Item 1.01 | Entry into a Material Definitive Agreement. |
On September 14, 2020, Park Hotels and Resorts Inc., a Delaware corporation, as parent (“Park” or the “Company”), Park Intermediate Holdings LLC, a Delaware limited liability company and direct subsidiary of Park (“PIH”), and PK Domestic Property LLC, a Delaware limited liability company and indirect subsidiary of Park (“PK Domestic”) entered into a Fourth Amendment to Credit Agreement (the “Credit Facility Amendment”) with Wells Fargo Bank, National Association, as administrative agent, and the lenders party thereto. The Credit Facility Amendment further amends the Credit Agreement, dated as of December 28, 2016 (as amended by the First Amendment to Credit Agreement, dated as of June 14, 2019, the Second Amendment to Credit Agreement, dated as of August 28, 2019, and the Third Amendment to Credit Agreement, dated as of May 8, 2020, the “Existing Credit Agreement”; and the Existing Credit Agreement, as further amended by the Credit Facility Amendment, the “Credit Agreement”), by and among Park, PIH and PK Domestic, as borrowers, the lenders from time to time party thereto and Wells Fargo Bank, National Association, as administrative agent (the “Credit Agreement Agent”).

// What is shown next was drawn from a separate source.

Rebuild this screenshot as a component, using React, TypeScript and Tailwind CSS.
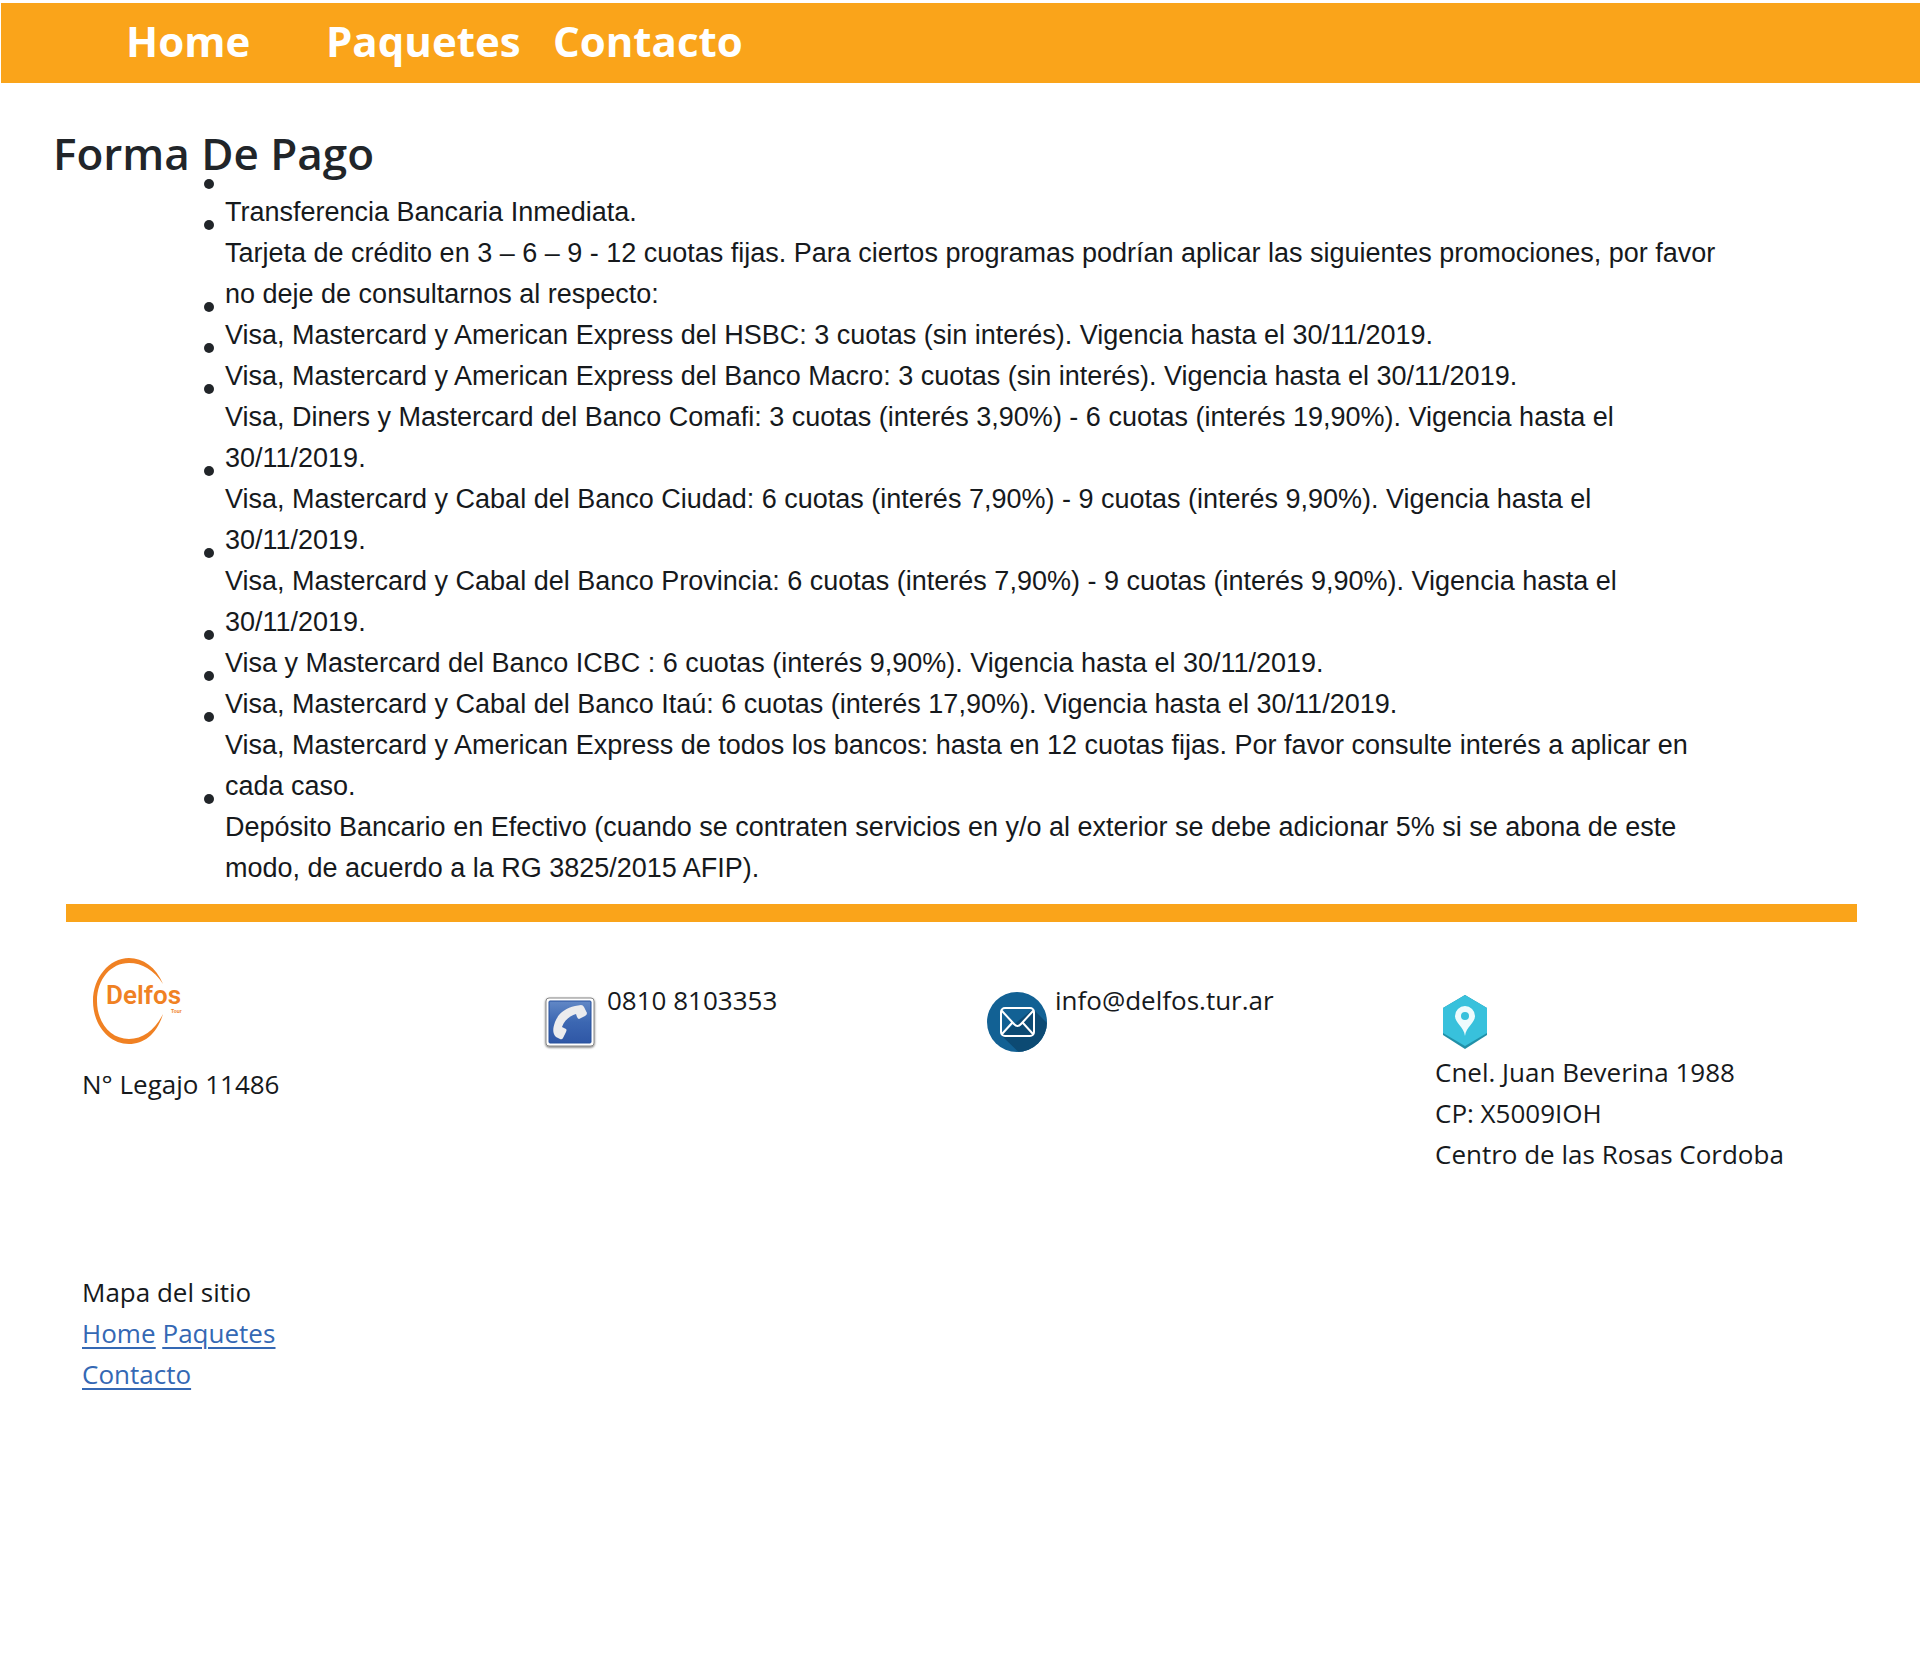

In addition, on September 14, 2020, PIH and PK Domestic, as borrowers, Park, Bank of America, N.A., as administrative agent, and the lenders party thereto entered into a Second Amendment to Loan Agreement (the “Term Loan Amendment” and, together with the Credit Facility Amendment, the “Amendments”) to further amend the Delayed Draw Term Loan Agreement, dated as of August 28, 2019 (as amended by the First Amendment to Loan Agreement, dated as of May 8, 2020, the “Existing Term Loan Agreement”; and the Existing Term Loan Agreement, as further amended by the Term Loan Amendment, the “Term Loan Agreement”), by and among Park, PIH and PK Domestic, as borrowers, the lenders from time to time party thereto and Bank of America, N.A., as administrative agent.
Further, in addition, on September 14, 2020, PIH, certain lenders party thereto, and the Credit Agreement Agent entered into an Increasing Lender Supplement (the “Increase Supplement”). Pursuant to the Increase Supplement, subject to the satisfaction of the conditions to effectiveness described below, the commitments to the dollar tranche of the revolving credit facility under the Credit Agreement will be increased by $75 million (the “Increased Commitments”) to an aggregate of $1.075 billion. The Increased Commitments will become a part of, and subject to the same terms and conditions, including interest rates and maturity, as the existing dollar tranche of the revolving credit facility under the Credit Agreement (and after giving effect to the Credit Facility Amendment).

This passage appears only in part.